The Town (15)

119 mins, Warner, DVD £19.99/Blu-ray £24.99)

DOUG MacRay (Ben Affleck) masterminds a four-strong team comprising best friend Jem (Jeremy Renner), Gloansy (Slaine) and Desmond (Owen Burke).

On their final job, Jem takes bank manager Claire Keesey (Rebecca Hall) hostage.

Fearing that the terrified woman may identify them, Doug engineers a meeting and slowly develops an attraction to Claire.

Affleck’s film may lack originality but makes up for in exhilarating action sequences and strong performances.

The director gives himself the least showy role, but behind the camera he excels, making light work of the two-hour running time and energising the set pieces.

Wall Street: Money Never Sleeps (12)

127 mins,Twentieth Century Fox, DVD £19.99/Wall Street DVD Box Set £24.99

GORDON Gekko (Michael Douglas) is released from prison in 2008 and courts success with a best-selling book and tour.

In the audience is ambitious trader Jake Moore (Shia LaBeouf), who is the boyfriend of Gordon’s estranged daughter Winnie (Carey Mulligan).

The young man has sworn revenge on a business rival. The film bares its teeth at the banking community but ultimately doesn’t draw blood, using the current recession as a hook for a retread of the original film with some tearful father-daughter bonding.

Going The Distance (15)

98 mins, Warner Home, DVD £15.99/Blu-ray £22.99) ERIN (Drew Barrymore) is working as a newspaper intern when she meets A&R scout Garrett (Justin Long) and has a drunken one-night stand. When Erin has to return to grad school in San Francisco, they vow to continue the relationship long distance.
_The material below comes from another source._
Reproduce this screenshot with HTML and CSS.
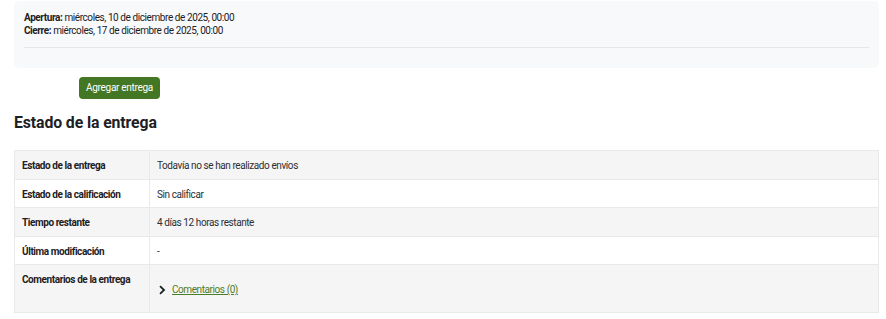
FILE: index.html
```html
<!DOCTYPE html>
<html lang="es">
<head>
<meta charset="utf-8">
<link rel="stylesheet" href="styles.css">
</head>
<body>
<div class="page">
  <div class="dates">
    <div class="date-line"><strong>Apertura:</strong> miércoles, 10 de diciembre de 2025, 00:00</div>
    <div class="date-line"><strong>Cierre:</strong> miércoles, 17 de diciembre de 2025, 00:00</div>
    <hr class="divider">
  </div>
  <div class="actions">
    <button class="btn">Agregar entrega</button>
  </div>
  <h2 class="title">Estado de la entrega</h2>
  <table class="status">
    <tr class="odd">
      <th>Estado de la entrega</th>
      <td>Todavía no se han realizado envíos</td>
    </tr>
    <tr>
      <th>Estado de la calificación</th>
      <td>Sin calificar</td>
    </tr>
    <tr class="odd">
      <th>Tiempo restante</th>
      <td>4 días 12 horas restante</td>
    </tr>
    <tr>
      <th>Última modificación</th>
      <td>-</td>
    </tr>
    <tr class="odd tall">
      <th>Comentarios de la entrega</th>
      <td>
        <div class="comments">
          <svg class="chev" width="8" height="10" viewBox="0 0 8 10"><path d="M2 1.2 L6 5 L2 8.8" fill="none" stroke="#1d2125" stroke-width="1.8"/></svg>
          <a href="#" class="link">Comentarios (0)</a>
        </div>
      </td>
    </tr>
  </table>
</div>
</body>
</html>
```
FILE: styles.css
```css
* { box-sizing: border-box; }
html, body { margin: 0; padding: 0; background: #fff; }
body {
  font-family: Roboto, "Liberation Sans", sans-serif;
  font-size: 10px;
  letter-spacing: -0.42px;
  color: #1d2125;
}
.page {
  padding: 1px 7px 0 14px;
}
.dates {
  background: #f8f9fa;
  border-radius: 5px;
  padding: 10px 10px 20px 10px;
  line-height: 13px;
}
.date-line strong { font-weight: 700; }
.divider {
  border: 0;
  border-top: 1px solid #e4e6e8;
  margin: 10px 0 0 0;
  height: 0;
}
.actions {
  padding: 9px 0 0 65px;
}
.btn {
  font-family: Roboto, "Liberation Sans", sans-serif;
  font-size: 10px;
  letter-spacing: -0.3px;
  line-height: 14px;
  color: #fff;
  background: #437723;
  border: 0;
  border-radius: 4px;
  padding: 4px 6px;
  width: 81px;
  height: 22px;
  white-space: nowrap;
}
.title {
  font-size: 15.8px;
  font-weight: 700;
  letter-spacing: -0.1px;
  line-height: 19px;
  margin: 14px 0 18px 0;
  color: #1d2125;
}
.status {
  width: 865px;
  border-collapse: collapse;
  border: 1px solid #e6e6e6;
}
.status th, .status td {
  border: 1px solid #e9e9e9;
  text-align: left;
  vertical-align: top;
  padding: 8px 7px 6px 7px;
  line-height: 13px;
  height: 28px;
}
.status tr.odd th, .status tr.odd td { height: 29px; }
.status th {
  width: 135px;
  font-weight: 700;
  white-space: nowrap;
}
.status td { color: #2b2f33; }
.status tr.odd { background: #f5f5f5; }
.status tr.tall th, .status tr.tall td { height: 48px; }
.comments {
  display: flex;
  align-items: center;
  gap: 6px;
  padding: 10px 0 0 1px;
}
.chev { display: block; }
.link {
  color: #4a7d2a;
  text-decoration: underline;
}
```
Casting on-off real-life couple Barrymore and Long certainly adds palpable sexual tension. However, Geoff LaTulippe’s screenplay only goes the distance of A to B.

Mr Nice (12)

116 mins, Entertainment One, DVD £19.99/Blu-ray £24.99)

HOWARD Marks, Oxford graduate and one-time teacher, became one of the world’s most powerful and influential drug dealers.

Bernard Rose’s film charts the rise and fall of Marks (Rhys Ifans) from his teenage years to the inglorious end of two decades when he was at the height of his powers.